- EXERCISE PROMPT
Identify every line containing the word "React" and reproduce each one.
[BEGIN]
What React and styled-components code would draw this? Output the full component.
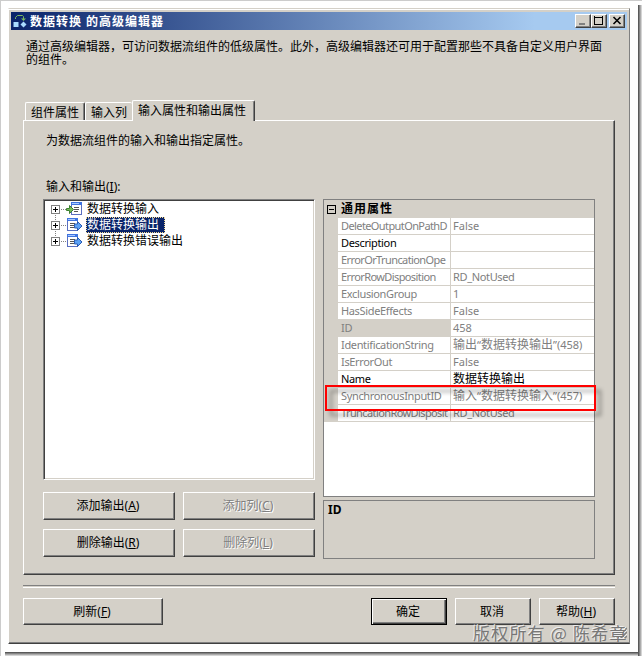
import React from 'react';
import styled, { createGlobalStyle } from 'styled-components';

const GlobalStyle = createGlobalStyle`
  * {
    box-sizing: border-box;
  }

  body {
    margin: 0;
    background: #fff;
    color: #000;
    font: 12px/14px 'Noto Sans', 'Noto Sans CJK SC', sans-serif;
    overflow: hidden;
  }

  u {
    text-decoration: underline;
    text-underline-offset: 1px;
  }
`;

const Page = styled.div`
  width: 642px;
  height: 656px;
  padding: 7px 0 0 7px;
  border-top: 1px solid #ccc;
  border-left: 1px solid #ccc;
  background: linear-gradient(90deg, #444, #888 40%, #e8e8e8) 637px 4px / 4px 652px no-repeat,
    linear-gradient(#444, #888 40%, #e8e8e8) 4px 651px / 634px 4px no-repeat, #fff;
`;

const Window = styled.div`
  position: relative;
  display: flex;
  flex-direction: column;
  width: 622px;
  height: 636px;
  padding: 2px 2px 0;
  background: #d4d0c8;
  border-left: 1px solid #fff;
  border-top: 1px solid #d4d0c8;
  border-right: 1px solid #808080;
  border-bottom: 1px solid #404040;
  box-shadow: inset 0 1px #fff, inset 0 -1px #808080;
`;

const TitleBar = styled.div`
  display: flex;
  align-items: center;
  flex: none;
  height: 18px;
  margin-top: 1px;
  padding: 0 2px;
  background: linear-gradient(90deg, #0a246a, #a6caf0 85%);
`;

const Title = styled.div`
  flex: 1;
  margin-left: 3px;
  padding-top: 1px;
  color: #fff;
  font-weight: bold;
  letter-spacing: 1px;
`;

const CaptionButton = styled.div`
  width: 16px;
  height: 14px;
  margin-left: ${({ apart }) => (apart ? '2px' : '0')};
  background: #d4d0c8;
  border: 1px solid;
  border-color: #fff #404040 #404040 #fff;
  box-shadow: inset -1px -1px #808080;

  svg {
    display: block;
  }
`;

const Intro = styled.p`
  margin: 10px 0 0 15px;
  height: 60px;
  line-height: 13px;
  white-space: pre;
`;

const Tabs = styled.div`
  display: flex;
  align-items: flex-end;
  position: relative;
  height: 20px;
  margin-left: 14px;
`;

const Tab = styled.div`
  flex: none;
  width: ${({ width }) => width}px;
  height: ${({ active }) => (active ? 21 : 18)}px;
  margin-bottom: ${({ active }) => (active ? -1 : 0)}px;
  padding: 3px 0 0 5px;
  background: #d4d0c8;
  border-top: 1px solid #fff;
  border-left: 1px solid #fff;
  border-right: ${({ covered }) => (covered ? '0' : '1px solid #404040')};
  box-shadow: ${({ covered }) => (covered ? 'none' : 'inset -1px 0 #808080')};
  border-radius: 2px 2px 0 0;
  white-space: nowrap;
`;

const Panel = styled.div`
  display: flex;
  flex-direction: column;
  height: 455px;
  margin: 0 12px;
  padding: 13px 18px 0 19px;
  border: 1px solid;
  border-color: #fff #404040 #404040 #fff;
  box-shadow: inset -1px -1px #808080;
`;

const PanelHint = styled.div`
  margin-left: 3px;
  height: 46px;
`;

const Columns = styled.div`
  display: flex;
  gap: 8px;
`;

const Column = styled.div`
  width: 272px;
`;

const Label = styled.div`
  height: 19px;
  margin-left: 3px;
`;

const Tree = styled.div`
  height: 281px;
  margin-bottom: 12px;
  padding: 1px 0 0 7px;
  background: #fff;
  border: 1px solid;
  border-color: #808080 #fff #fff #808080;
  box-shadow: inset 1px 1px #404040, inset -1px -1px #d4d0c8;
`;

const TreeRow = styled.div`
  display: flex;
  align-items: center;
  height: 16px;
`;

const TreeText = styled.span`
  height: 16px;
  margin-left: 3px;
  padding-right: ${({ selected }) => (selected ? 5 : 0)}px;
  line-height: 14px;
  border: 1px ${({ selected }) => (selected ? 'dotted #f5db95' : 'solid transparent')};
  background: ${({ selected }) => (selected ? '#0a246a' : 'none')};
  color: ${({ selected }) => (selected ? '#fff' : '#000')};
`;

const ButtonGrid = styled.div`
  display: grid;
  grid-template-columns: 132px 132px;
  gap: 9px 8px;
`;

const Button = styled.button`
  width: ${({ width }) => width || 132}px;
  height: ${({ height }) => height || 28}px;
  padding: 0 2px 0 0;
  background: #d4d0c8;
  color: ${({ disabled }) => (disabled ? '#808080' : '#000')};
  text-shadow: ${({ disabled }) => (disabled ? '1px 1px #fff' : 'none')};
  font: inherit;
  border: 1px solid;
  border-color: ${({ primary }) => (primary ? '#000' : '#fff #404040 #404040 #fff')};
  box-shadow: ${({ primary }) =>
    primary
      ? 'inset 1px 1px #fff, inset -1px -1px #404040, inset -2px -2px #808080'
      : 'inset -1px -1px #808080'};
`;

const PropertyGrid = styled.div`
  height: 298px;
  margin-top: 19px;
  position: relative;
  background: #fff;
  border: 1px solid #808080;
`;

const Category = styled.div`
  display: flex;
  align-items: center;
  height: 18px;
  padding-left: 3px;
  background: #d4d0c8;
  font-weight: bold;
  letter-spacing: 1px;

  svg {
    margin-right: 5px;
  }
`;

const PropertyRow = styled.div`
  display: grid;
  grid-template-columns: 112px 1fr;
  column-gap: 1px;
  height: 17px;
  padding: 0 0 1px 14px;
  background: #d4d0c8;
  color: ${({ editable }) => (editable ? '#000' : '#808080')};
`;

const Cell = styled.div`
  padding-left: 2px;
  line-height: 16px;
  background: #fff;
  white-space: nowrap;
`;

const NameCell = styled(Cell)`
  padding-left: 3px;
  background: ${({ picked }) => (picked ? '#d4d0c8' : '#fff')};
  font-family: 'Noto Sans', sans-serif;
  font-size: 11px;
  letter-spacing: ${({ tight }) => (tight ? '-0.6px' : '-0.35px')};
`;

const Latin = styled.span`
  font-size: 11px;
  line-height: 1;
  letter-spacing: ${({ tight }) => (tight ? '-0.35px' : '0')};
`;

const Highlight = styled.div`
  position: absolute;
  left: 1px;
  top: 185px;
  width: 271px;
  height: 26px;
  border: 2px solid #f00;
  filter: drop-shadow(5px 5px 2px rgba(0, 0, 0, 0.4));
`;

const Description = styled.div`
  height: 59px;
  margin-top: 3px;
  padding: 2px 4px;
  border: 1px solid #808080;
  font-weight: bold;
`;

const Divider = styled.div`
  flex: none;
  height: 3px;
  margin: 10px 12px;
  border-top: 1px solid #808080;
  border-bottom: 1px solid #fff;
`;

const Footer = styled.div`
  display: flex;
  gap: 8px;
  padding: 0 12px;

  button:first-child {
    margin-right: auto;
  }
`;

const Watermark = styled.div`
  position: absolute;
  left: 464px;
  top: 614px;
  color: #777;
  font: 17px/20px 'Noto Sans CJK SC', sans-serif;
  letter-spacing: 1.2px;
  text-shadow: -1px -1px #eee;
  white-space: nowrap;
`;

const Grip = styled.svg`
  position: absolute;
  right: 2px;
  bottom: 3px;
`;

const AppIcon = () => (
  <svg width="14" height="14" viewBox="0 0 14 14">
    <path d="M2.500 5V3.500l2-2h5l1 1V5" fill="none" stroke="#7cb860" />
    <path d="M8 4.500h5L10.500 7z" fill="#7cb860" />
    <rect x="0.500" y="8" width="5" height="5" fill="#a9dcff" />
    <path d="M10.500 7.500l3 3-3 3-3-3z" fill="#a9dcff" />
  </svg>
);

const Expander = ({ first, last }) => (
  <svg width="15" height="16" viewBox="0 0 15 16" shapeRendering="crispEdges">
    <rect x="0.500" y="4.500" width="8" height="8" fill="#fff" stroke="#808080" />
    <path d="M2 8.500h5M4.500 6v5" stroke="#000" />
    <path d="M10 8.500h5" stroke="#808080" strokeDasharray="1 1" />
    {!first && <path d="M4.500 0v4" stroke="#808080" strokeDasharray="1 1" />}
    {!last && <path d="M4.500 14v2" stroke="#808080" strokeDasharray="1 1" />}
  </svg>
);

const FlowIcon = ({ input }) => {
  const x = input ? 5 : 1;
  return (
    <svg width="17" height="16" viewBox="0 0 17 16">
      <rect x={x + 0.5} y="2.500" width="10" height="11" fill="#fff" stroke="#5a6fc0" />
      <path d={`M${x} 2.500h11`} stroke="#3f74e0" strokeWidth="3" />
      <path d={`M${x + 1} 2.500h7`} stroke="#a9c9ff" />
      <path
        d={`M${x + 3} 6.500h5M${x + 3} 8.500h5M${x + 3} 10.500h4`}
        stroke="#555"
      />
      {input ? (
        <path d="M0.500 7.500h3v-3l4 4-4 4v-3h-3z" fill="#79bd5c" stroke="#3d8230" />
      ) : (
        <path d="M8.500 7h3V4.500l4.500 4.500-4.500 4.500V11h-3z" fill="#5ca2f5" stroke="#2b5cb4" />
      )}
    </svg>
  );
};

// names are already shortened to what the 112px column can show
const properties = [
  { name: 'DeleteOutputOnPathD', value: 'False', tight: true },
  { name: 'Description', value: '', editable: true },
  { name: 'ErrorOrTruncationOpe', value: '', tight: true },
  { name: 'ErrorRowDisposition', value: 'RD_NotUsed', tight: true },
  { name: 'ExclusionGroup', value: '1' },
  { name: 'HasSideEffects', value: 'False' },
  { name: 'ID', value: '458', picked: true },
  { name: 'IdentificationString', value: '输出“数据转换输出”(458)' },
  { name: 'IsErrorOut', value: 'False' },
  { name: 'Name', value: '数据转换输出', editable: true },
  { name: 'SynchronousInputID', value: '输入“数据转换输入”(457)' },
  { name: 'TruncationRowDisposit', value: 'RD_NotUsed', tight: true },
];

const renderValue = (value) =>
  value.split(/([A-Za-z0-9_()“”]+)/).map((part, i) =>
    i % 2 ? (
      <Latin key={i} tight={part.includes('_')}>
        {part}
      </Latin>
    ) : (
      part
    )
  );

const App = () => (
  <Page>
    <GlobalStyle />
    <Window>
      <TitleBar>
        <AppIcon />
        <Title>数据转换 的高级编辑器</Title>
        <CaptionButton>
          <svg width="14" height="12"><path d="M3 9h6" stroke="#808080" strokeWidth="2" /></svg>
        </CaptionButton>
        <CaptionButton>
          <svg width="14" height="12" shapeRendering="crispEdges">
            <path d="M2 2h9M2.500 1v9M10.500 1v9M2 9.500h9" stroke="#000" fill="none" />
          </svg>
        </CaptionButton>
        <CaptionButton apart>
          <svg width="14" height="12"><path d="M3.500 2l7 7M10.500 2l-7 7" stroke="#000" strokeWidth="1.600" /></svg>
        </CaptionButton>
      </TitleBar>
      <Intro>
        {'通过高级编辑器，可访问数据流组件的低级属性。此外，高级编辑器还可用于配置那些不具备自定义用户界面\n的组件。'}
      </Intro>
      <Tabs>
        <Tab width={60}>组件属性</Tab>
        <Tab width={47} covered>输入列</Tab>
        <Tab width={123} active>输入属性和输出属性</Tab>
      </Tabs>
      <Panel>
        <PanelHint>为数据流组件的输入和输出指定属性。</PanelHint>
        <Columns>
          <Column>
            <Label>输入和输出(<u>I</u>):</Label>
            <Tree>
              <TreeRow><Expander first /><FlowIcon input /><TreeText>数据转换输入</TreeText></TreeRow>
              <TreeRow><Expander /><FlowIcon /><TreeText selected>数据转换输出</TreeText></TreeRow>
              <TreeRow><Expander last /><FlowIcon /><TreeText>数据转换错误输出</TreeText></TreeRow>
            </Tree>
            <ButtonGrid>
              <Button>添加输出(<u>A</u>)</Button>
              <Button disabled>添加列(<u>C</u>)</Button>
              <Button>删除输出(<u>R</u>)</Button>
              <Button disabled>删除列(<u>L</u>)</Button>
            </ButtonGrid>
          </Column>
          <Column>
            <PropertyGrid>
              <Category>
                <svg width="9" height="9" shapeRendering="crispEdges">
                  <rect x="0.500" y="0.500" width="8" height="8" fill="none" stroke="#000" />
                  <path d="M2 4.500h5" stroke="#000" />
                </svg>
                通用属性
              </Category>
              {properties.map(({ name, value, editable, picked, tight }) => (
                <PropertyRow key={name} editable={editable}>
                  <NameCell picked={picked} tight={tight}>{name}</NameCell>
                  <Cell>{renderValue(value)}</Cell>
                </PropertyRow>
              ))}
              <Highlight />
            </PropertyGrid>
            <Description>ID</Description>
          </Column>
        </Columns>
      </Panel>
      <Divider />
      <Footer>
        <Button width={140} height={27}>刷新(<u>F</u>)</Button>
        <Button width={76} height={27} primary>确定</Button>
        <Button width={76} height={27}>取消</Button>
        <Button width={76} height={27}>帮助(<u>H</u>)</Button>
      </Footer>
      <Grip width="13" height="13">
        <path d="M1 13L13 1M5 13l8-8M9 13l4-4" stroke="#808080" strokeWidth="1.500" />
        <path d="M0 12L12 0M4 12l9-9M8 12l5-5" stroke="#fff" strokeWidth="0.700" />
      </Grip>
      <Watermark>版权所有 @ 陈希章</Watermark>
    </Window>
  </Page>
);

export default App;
[END]
- RESULT OF THE TASK
What React and styled-components code would draw this? Output the full component.
import React from 'react';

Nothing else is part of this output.